PyTorch model handler.

Besides the model loading for PyTorch model, the model handler also provides the following functionalities:
  • Get the model io configuration either from user provider io_config or from hf_config. The priority is user provided io_config is higher than hf_config.

  • Get the dummy inputs for PyTorch model used to evaluate the latency.

  • All kinds of Hf model functionalities by HfConfigMixin.
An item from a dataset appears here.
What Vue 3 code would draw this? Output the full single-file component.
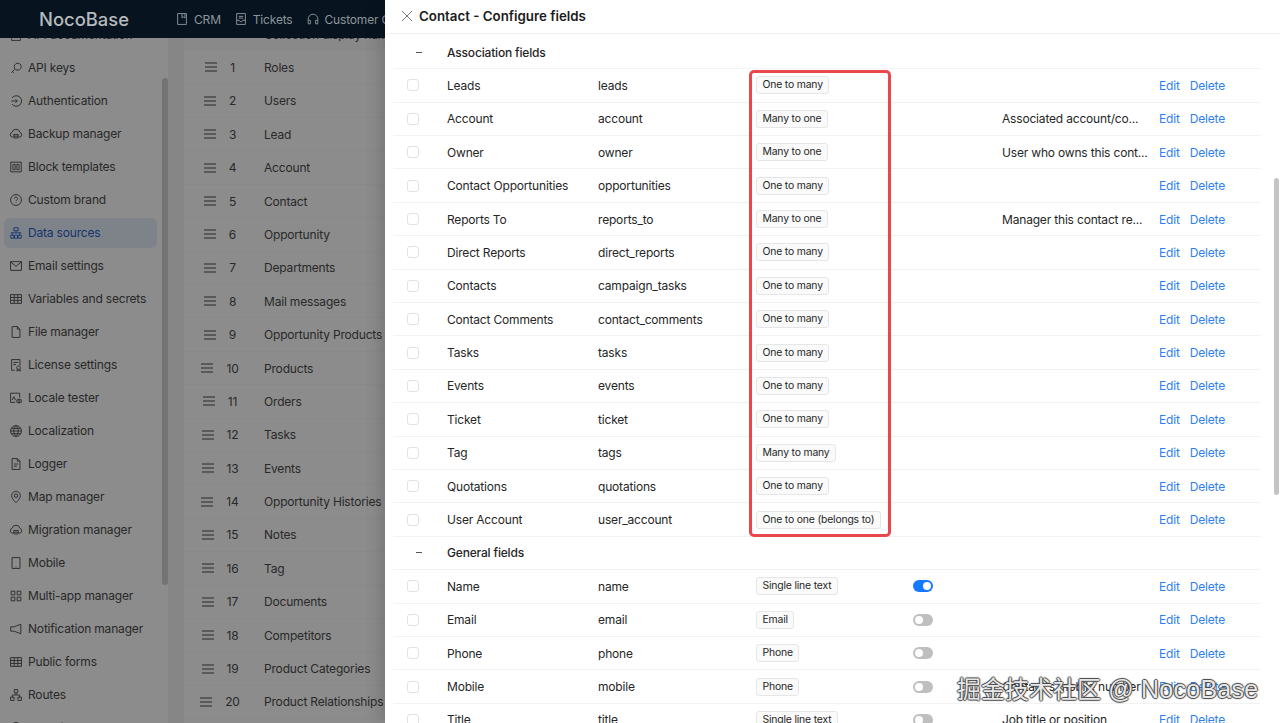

DistributedPyTorchModelHandler Model

class olive.model.DistributedPyTorchModelHandler(model_path: str | Path | ResourcePath | ResourcePathConfig | None, model_name_pattern: str, num_ranks: int, model_file_format: ModelFileFormat = ModelFileFormat.PYTORCH_ENTIRE_MODEL, model_loader: str | Callable | None = None, model_script: Path | str | None = None, script_dir: Path | str | None = None, io_config: Dict[str, Any] | IoConfig | str | Callable | None = None, dummy_inputs_func: str | Callable | None = None, hf_config: Dict[str, Any] | HfConfig | None = None, adapter_path: str | Path | ResourcePath | ResourcePathConfig | None = None, model_attributes: Dict[str, Any] | None = None)[source]

SNPEHandler Model

class olive.model.SNPEModelHandler(input_names: List[str], input_shapes: List[List[int]], output_names: List[str], output_shapes: List[List[int]], model_path: str | Path | ResourcePath | ResourcePathConfig | None = None, model_attributes: Dict[str, Any] | None = None)[source]

CompositePyTorchModel Model Handler

class olive.model.CompositePyTorchModelHandler(model_components: List[Dict[str, Any]], **kwargs)[source]

The CompositePyTorchModel handler.

Its main responsibility is to create a list of child PyTorch model and used to initialzie a composite model.